The results of Consumer Reports’ examination?

Milk “is high in calcium and vitamin D – essential nutrients for building and maintaining strong bones.”
Consumers who want a heart-healthy diet can “choose skim or low-fat milk” without any worry about clogging their coronary arteries.
Evidence of a milk-to-prostate-cancer link (championed by PETA) is “inconclusive,” and consumers should still drink “two to three servings a day” as the US Department of Agriculture recommends.
“Lactose-intolerant individuals can drink lactose-free or enzyme-treated milk,” and those who choose to can even “try gradually adapting to dairy by regularly consuming a little milk or yogurt with food and, if that causes no symptoms, consuming them more often and in larger amounts.

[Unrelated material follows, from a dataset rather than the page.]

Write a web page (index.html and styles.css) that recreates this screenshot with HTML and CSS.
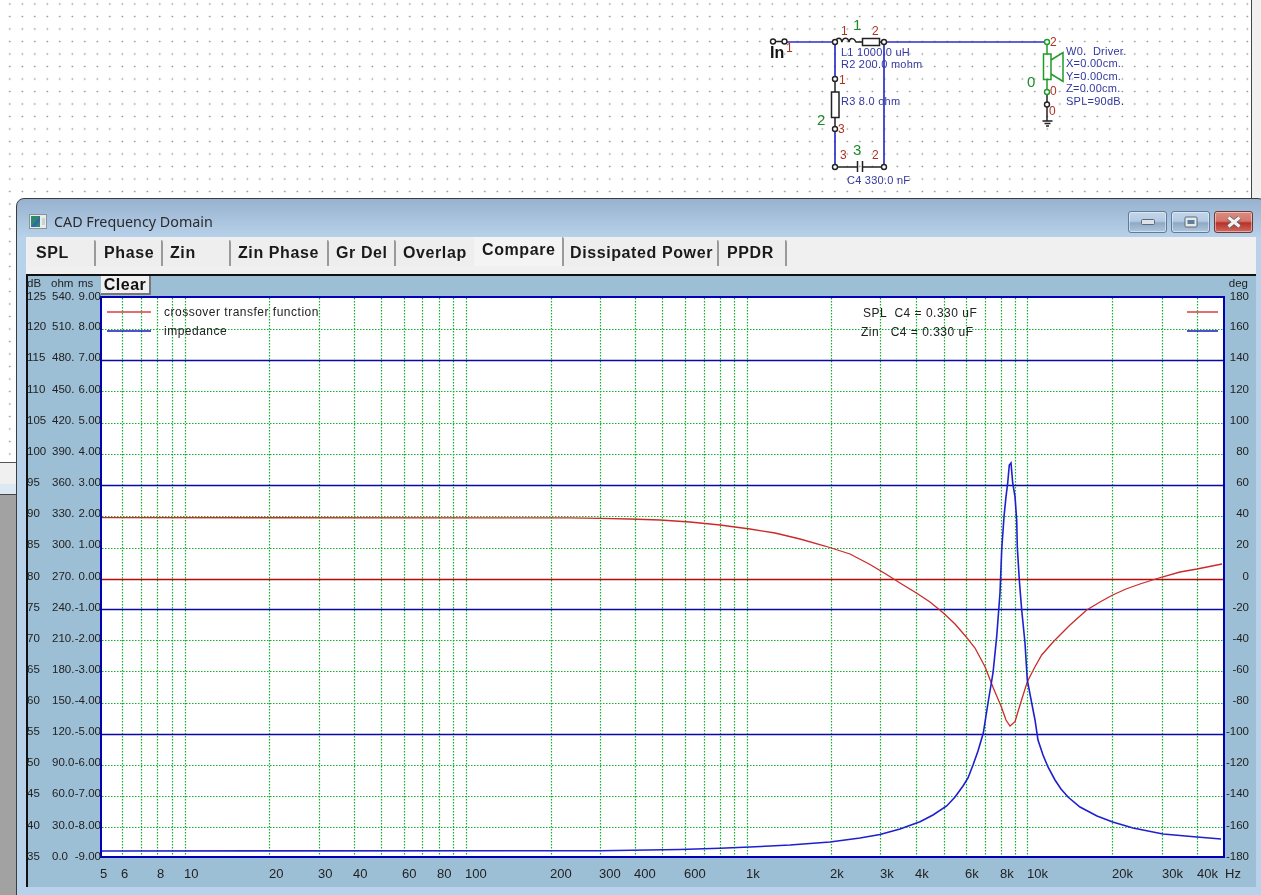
FILE: index.html
```html
<!DOCTYPE html>
<html lang="en">
<head>
<meta charset="utf-8">
<title>CAD Frequency Domain</title>
<link rel="stylesheet" href="styles.css">
</head>
<body>
<main class="desktop">
  <section class="canvas">
    <svg class="schematic" viewBox="0 0 1251 197" width="1251" height="197">
      <g class="wire-blue">
        <path d="M785 42H835M884 42H1047M835 42V79M835 129V167M884 42V167"/>
      </g>
      <g class="part-black">
        <path d="M773 41.5L784 41.5"/>
        <path d="M835 42c2-5 6-5 7 0c1-5 6-5 7 0c1-5 5-4 7 0h6M879 42h5"/>
        <rect x="862.5" y="38.5" width="17" height="7" class="box"/>
        <path d="M835 79V92M835 117V129"/>
        <rect x="831.5" y="92" width="7.500" height="25.500" class="box"/>
        <path d="M835 167H857.500M862.500 167H884M857.500 161V172M862.500 161V172"/>
        <path d="M1047 92V121M1042.500 121H1052.500M1044.500 123.500H1050.500M1046 126H1049"/>
      </g>
      <g class="part-green">
        <path d="M1047 42V54M1047 79V92"/>
        <rect x="1043.500" y="54" width="7.500" height="25.500"/>
        <path d="M1051 60L1063 52.500V81.500L1051 74"/>
        <circle cx="1047" cy="42" r="2.500" class="node"/>
        <circle cx="1047" cy="92" r="2.500" class="node"/>
      </g>
      <g class="nodes">
        <circle cx="773" cy="41.500" r="2.500"/>
        <circle cx="784.500" cy="41.500" r="2.500"/>
        <circle cx="835" cy="42" r="2.500"/>
        <circle cx="884" cy="42" r="2.500"/>
        <circle cx="835" cy="79" r="2.500"/>
        <circle cx="835" cy="129" r="2.500"/>
        <circle cx="835" cy="167" r="2.500"/>
        <circle cx="884" cy="167" r="2.500"/>
        <circle cx="1047" cy="104.500" r="2.500"/>
      </g>
      <text x="770" y="58" class="sch-in">In</text>
      <g class="sch-red">
        <text x="786" y="52">1</text>
        <text x="841" y="35">1</text>
        <text x="872" y="35">2</text>
        <text x="839" y="84">1</text>
        <text x="838" y="133">3</text>
        <text x="840" y="159">3</text>
        <text x="872" y="159">2</text>
        <text x="1050" y="46">2</text>
        <text x="1050" y="95">0</text>
        <text x="1049" y="115">0</text>
      </g>
      <g class="sch-green">
        <text x="853" y="30">1</text>
        <text x="817" y="125">2</text>
        <text x="853" y="155">3</text>
        <text x="1027" y="87">0</text>
      </g>
      <g class="sch-blue">
        <text x="841" y="56">L1 1000.0 uH</text>
        <text x="841" y="67.500">R2 200.0 mohm</text>
        <text x="841" y="105">R3 8.0 ohm</text>
        <text x="847" y="183.500">C4 330.0 nF</text>
        <text x="1066" y="55">W0.  Driver.</text>
        <text x="1066" y="67">X=0.00cm.</text>
        <text x="1066" y="80">Y=0.00cm.</text>
        <text x="1066" y="92">Z=0.00cm.</text>
        <text x="1066" y="105">SPL=90dB.</text>
      </g>
    </svg>
  </section>
  <div class="strip"></div>
  <div class="workspace"></div>

  <section class="window">
    <header class="titlebar">
      <svg class="app-icon" viewBox="0 0 18 15" width="18" height="15">
        <rect x="0.500" y="0.500" width="17" height="14" fill="#e8ecec" stroke="#8a9298"/>
        <rect x="2" y="2" width="9" height="11" fill="#2e8a6c"/>
        <path d="M2 13L11 2V7L6 13Z" fill="#3566a8"/>
        <rect x="13" y="4" width="3" height="7" fill="#c8d4cc"/>
      </svg>
      <h1 class="title">CAD Frequency Domain</h1>
      <div class="controls">
        <span class="ctl"><svg viewBox="0 0 14 8" width="14" height="8"><rect x="0.500" y="1.500" width="13" height="5" rx="1" fill="#dfe3e6" stroke="#5d6b78"/></svg></span>
        <span class="ctl"><svg viewBox="0 0 14 12" width="14" height="12"><rect x="1" y="1" width="12" height="10" rx="1" fill="#e6e8ea" stroke="#5d6b78"/><rect x="3.500" y="4" width="7" height="4" fill="#5d7d9a"/></svg></span>
        <span class="ctl ctl-close"><svg viewBox="0 0 16 12" width="16" height="12"><path d="M2.500 1.500L13.500 10.500M13.500 1.500L2.500 10.500" stroke="#596068" stroke-width="4.500"/><path d="M2.500 1.500L13.500 10.500M13.500 1.500L2.500 10.500" stroke="#f2f2f2" stroke-width="3"/></svg></span>
      </div>
    </header>

    <nav class="tabs">
      <span class="tab tab-spl">SPL</span>
      <span class="tab tab-phase">Phase</span>
      <span class="tab tab-zin">Zin</span>
      <span class="tab tab-zinphase">Zin Phase</span>
      <span class="tab tab-grdel">Gr Del</span>
      <span class="tab tab-overlap">Overlap</span>
      <span class="tab tab-compare">Compare</span>
      <span class="tab tab-power">Dissipated Power</span>
      <span class="tab tab-ppdr">PPDR</span>
    </nav>

    <section class="panel">
      <button class="clear" type="button">Clear</button>
      <svg class="chart" viewBox="26 276 1230 611" width="1230" height="611">
        <rect x="101" y="297" width="1123" height="560" class="plot-bg"/>
        <path class="grid-green" d="M122.500 298V856M141.500 298V856M157.500 298V856M172.500 298V856M185.500 298V856M269.500 298V856M319.500 298V856M354.500 298V856M381.500 298V856M404.500 298V856M422.500 298V856M439.500 298V856M453.500 298V856M466.500 298V856M551.500 298V856M600.500 298V856M635.500 298V856M662.500 298V856M685.500 298V856M704.500 298V856M720.500 298V856M734.500 298V856M747.500 298V856M831.500 298V856M880.500 298V856M916.500 298V856M944.500 298V856M966.500 298V856M985.500 298V856M1001.500 298V856M1015.500 298V856M1027.500 298V856M1112.500 298V856M1162.500 298V856M1197.500 298V856"/>
        <path class="grid-green" d="M102 329.500H1223M102 391.500H1223M102 423.500H1223M102 454.500H1223M102 516.500H1223M102 548.500H1223M102 640.500H1223M102 671.500H1223M102 703.500H1223M102 765.500H1223M102 796.500H1223M102 827.500H1223"/>
        <path class="grid-blue" d="M102 360.500H1223M102 485.500H1223M102 609.500H1223M102 734.500H1223"/>
        <path class="grid-red" d="M102 579.500H1223"/>
        <polyline class="curve-red" points="102,517.700 570,517.800 600,518.300 630,519 660,520 690,522 720,525 750,529 775,533 800,539 825,546 850,554 870,564.500 885,573.500 900,583 916,592.700 930,602 943.700,613.300 955,624 966,636.700 975,648 985,666.700 993.300,688 1001.300,706.700 1006,720 1010,726 1015,721.700 1020,705 1027.300,681.700 1035,666.700 1041.700,655 1053.300,641.700 1070,625 1086.700,610 1100,602 1112.700,595 1126,589 1140,584 1162,577 1180,572 1197,569 1222,564"/>
        <polyline class="curve-blue" points="102,851 600,850.700 680,849.500 720,848.300 750,847 790,845 830,842 860,838 880,834.500 900,829 920,821.700 933,815 946.700,806 955,797 963,786 968,778 973,765 978,751 983.300,733 988,703 993,673 996.700,636.700 1000,593 1001.700,550 1004,516.700 1006,496.700 1007.700,483 1009.300,465 1011,463 1012.700,483 1015,496.700 1016.700,520 1017.300,546.700 1019.300,580 1021.700,610 1025,643 1027.300,680 1031.700,703 1035,720 1038,740 1043,755 1048,767 1055,780 1061,789 1068,797 1080,807 1097,816 1112.700,822 1133,828 1163,834 1197,837 1221,839"/>
        <rect x="101" y="297" width="1123" height="560" class="plot-frame"/>

        <path class="legend-red" d="M107 312H151M1187 312H1218"/>
        <path class="legend-blue" d="M107 331H151M1187 331H1218"/>
        <g class="legend">
          <text x="164" y="316">crossover transfer function</text>
          <text x="164" y="335">impedance</text>
          <text x="863" y="317">SPL  C4 = 0.330 uF</text>
          <text x="861" y="336">Zin   C4 = 0.330 uF</text>
        </g>

        <g class="axis">
          <text x="27" y="287">dB</text><text x="51" y="287">ohm</text><text x="78" y="287">ms</text>
          <text x="27" y="300">125</text><text x="52" y="300">540.</text><text x="101" y="300" class="end">9.00</text>
          <text x="27" y="330">120</text><text x="52" y="330">510.</text><text x="101" y="330" class="end">8.00</text>
          <text x="27" y="361">115</text><text x="52" y="361">480.</text><text x="101" y="361" class="end">7.00</text>
          <text x="27" y="393">110</text><text x="52" y="393">450.</text><text x="101" y="393" class="end">6.00</text>
          <text x="27" y="424">105</text><text x="52" y="424">420.</text><text x="101" y="424" class="end">5.00</text>
          <text x="27" y="455">100</text><text x="52" y="455">390.</text><text x="101" y="455" class="end">4.00</text>
          <text x="27" y="486">95</text><text x="52" y="486">360.</text><text x="101" y="486" class="end">3.00</text>
          <text x="27" y="517">90</text><text x="52" y="517">330.</text><text x="101" y="517" class="end">2.00</text>
          <text x="27" y="548">85</text><text x="52" y="548">300.</text><text x="101" y="548" class="end">1.00</text>
          <text x="27" y="580">80</text><text x="52" y="580">270.</text><text x="101" y="580" class="end">0.00</text>
          <text x="27" y="611">75</text><text x="52" y="611">240.</text><text x="101" y="611" class="end">-1.00</text>
          <text x="27" y="642">70</text><text x="52" y="642">210.</text><text x="101" y="642" class="end">-2.00</text>
          <text x="27" y="673">65</text><text x="52" y="673">180.</text><text x="101" y="673" class="end">-3.00</text>
          <text x="27" y="704">60</text><text x="52" y="704">150.</text><text x="101" y="704" class="end">-4.00</text>
          <text x="27" y="735">55</text><text x="52" y="735">120.</text><text x="101" y="735" class="end">-5.00</text>
          <text x="27" y="766">50</text><text x="52" y="766">90.0</text><text x="101" y="766" class="end">-6.00</text>
          <text x="27" y="797">45</text><text x="52" y="797">60.0</text><text x="101" y="797" class="end">-7.00</text>
          <text x="27" y="829">40</text><text x="52" y="829">30.0</text><text x="101" y="829" class="end">-8.00</text>
          <text x="27" y="860">35</text><text x="52" y="860">0.0</text><text x="101" y="860" class="end">-9.00</text>
        </g>
        <g class="axis axis-right">
          <text x="1248" y="287">deg</text>
          <text x="1249" y="300">180</text><text x="1249" y="330">160</text><text x="1249" y="361">140</text>
          <text x="1249" y="393">120</text><text x="1249" y="424">100</text><text x="1249" y="455">80</text>
          <text x="1249" y="486">60</text><text x="1249" y="517">40</text><text x="1249" y="548">20</text>
          <text x="1249" y="580">0</text><text x="1249" y="611">-20</text><text x="1249" y="642">-40</text>
          <text x="1249" y="673">-60</text><text x="1249" y="704">-80</text><text x="1249" y="735">-100</text>
          <text x="1249" y="766">-120</text><text x="1249" y="797">-140</text><text x="1249" y="829">-160</text>
          <text x="1249" y="860">-180</text>
        </g>
        <g class="axis-x">
          <text x="100" y="878">5</text><text x="121" y="878">6</text><text x="157" y="878">8</text><text x="184" y="878">10</text>
          <text x="269" y="878">20</text><text x="318" y="878">30</text><text x="353" y="878">40</text><text x="402" y="878">60</text>
          <text x="437" y="878">80</text><text x="465" y="878">100</text><text x="550" y="878">200</text><text x="599" y="878">300</text>
          <text x="634" y="878">400</text><text x="684" y="878">600</text><text x="746" y="878">1k</text><text x="830" y="878">2k</text>
          <text x="880" y="878">3k</text><text x="915" y="878">4k</text><text x="965" y="878">6k</text><text x="1000" y="878">8k</text>
          <text x="1027" y="878">10k</text><text x="1112" y="878">20k</text><text x="1162" y="878">30k</text><text x="1197" y="878">40k</text>
          <text x="1225" y="878">Hz</text>
        </g>
      </svg>
    </section>
  </section>
</main>
</body>
</html>
```
FILE: styles.css
```css
* { box-sizing: border-box; }
html, body { margin: 0; padding: 0; }
body { width: 1261px; height: 895px; overflow: hidden; background: #f0f0f0; }

.desktop {
  position: relative;
  width: 1261px;
  height: 895px;
  overflow: hidden;
  display: flex;
  flex-direction: column;
  background: #f0f0f0;
  font-family: "Liberation Sans", Arial, sans-serif;
  filter: blur(0.4px);
}

.canvas {
  position: relative;
  flex: 0 0 463px;
  width: 1252px;
  background-color: #fff;
  background-image: radial-gradient(circle at center, #8a8a8a 0, #8a8a8a 0.6px, rgba(138,138,138,0) 1.1px);
  background-size: 12.5px 12.5px;
  background-position: 3.55px -2.25px;
  border-right: 1px solid #444;
  border-bottom: 1px solid #555;
}
.schematic { display: block; }
.schematic text { white-space: pre; }
.wire-blue path { fill: none; stroke: #2f2fc8; stroke-width: 1.7; }
.part-black path, .part-black rect { fill: none; stroke: #222; stroke-width: 1.5; }
.part-black .box { fill: #fff; }
.part-green path, .part-green rect { fill: none; stroke: #1f9a2a; stroke-width: 1.5; }
.part-green .node { fill: #fff; stroke: #1f9a2a; stroke-width: 1.4; }
.nodes circle { fill: #fff; stroke: #222; stroke-width: 1.4; }
.sch-in { font-size: 16px; font-weight: 700; fill: #111; }
.sch-red text { font-size: 12px; fill: #b03020; }
.sch-green text { font-size: 15px; fill: #1f8a2a; }
.sch-blue text { font-size: 11px; fill: #33389e; letter-spacing: 0.25px; }

.strip {
  flex: 0 0 32px;
  background: linear-gradient(#f0f0f0 0, #f0f0f0 21px, #dce8f2 21px, #dce8f2 32px);
  border-bottom: 1px solid #444;
}
.workspace { flex: 1 1 auto; background: #a2a2a2; }

.window {
  position: absolute;
  left: 16px;
  top: 198px;
  width: 1250px;
  height: 705px;
  display: flex;
  flex-direction: column;
  padding: 0 9px 0 9px;
  border: 1px solid #3c3c3c;
  border-top-left-radius: 8px;
  border-top-right-radius: 8px;
  background: linear-gradient(#97b2cf 0, #b9d2eb 39px, #b9d2eb 100%);
}

.titlebar {
  flex: 0 0 38px;
  display: flex;
  align-items: center;
  padding: 7px 0 0 3px;
}
.app-icon { flex: none; }
.title {
  margin: 0 0 0 7px;
  font-family: "Noto Sans", sans-serif;
  font-size: 14.3px;
  font-weight: 400;
  color: #2b2b2b;
}
.controls {
  margin-left: auto;
  margin-right: 3px;
  display: flex;
  gap: 4px;
}
.ctl {
  width: 39px;
  height: 22px;
  display: flex;
  align-items: center;
  justify-content: center;
  border: 1px solid #5f7b97;
  border-radius: 3px;
  background: linear-gradient(#c3d6ea 0, #b4cbe3 45%, #8fa9c4 55%, #aec7e0 100%);
  box-shadow: inset 0 0 0 1px rgba(255,255,255,.45);
}
.ctl-close {
  border-color: #6e3a38;
  background: linear-gradient(#dd8a80 0, #d4776c 45%, #b8312a 55%, #cf6a5f 100%);
}

.tabs {
  flex: 0 0 37px;
  display: flex;
  align-items: flex-start;
  padding: 3px 0 0 3px;
  background: #f0f0f0;
}
.tab {
  height: 26px;
  padding-left: 7px;
  font-size: 16px;
  font-weight: 700;
  line-height: 26px;
  letter-spacing: 0.6px;
  color: #1a1a1a;
  background: #eeeeee;
  border-right: 2px solid #9a9a9a;
  border-top-right-radius: 2px;
  white-space: nowrap;
}
.tab-spl { width: 67px; }
.tab-phase { width: 67px; padding-left: 8px; }
.tab-zin { width: 68px; }
.tab-zinphase { width: 98px; }
.tab-grdel { width: 67px; }
.tab-overlap { width: 78px; border-right: 0; }
.tab-compare {
  width: 90px;
  height: 29px;
  margin-top: -3px;
  padding-left: 8px;
  line-height: 25px;
  background: #f4f4f4;
}
.tab-power { width: 155px; padding-left: 6px; }
.tab-ppdr { width: 68px; padding-left: 8px; }

.panel {
  position: relative;
  flex: 0 0 613px;
  display: block;
  border-top: 2px solid #111;
  border-left: 2px solid #111;
  background: #9dbfd6;
}
.chart { display: block; margin-left: -2px; }
.clear {
  position: absolute;
  left: 73px;
  top: 0;
  width: 50px;
  height: 19px;
  padding: 0;
  font-family: "Liberation Sans", Arial, sans-serif;
  font-size: 16px;
  font-weight: 700;
  letter-spacing: 0.5px;
  color: #111;
  background: #f0f0f0;
  border: 0;
  border-right: 2px solid #777;
  border-bottom: 2px solid #777;
}

.plot-bg { fill: #fff; }
.plot-frame { fill: none; stroke: #0000b4; stroke-width: 2; }
.grid-green { fill: none; stroke: #12b02a; stroke-width: 1.2; stroke-dasharray: 1.5 1.5; }
.grid-blue { fill: none; stroke: #0a0a9e; stroke-width: 1.4; }
.grid-red { fill: none; stroke: #b80a0a; stroke-width: 1.4; }
.curve-red { fill: none; stroke: #cc2a2a; stroke-width: 1.3; }
.curve-blue { fill: none; stroke: #1f1fd0; stroke-width: 1.6; }
.legend-red { fill: none; stroke: #d84040; stroke-width: 1.5; }
.legend-blue { fill: none; stroke: #1818c0; stroke-width: 1.5; }
.legend text { font-size: 12px; fill: #222; white-space: pre; letter-spacing: 0.5px; }
.axis text { font-size: 11.5px; fill: #222; }
.axis .end { text-anchor: end; }
.axis-right text { text-anchor: end; }
.axis-x text { font-size: 13px; fill: #222; }
```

Despite PCRM’s dire warnings that milk is to blame for colic, allergies, and type 1 diabetes, CU found that it is still “an efficient way for children over age one (as well as teens) to get their calcium and other needed nutrients.”

There’s no word yet on any reaction from “evolutionary biologist” Michael Hansen, who is the lead researcher at the Consumer Policy Institute, a semi-autonomous division of Consumers Union, which publishes Consumer Reports. Hansen has become one of the world’s foremost critics of milk’s presence in the typical American diet, and he has mounted a personal Jihad against the use of FDA-approved bovine growth hormone (BGH) in milk-giving cows.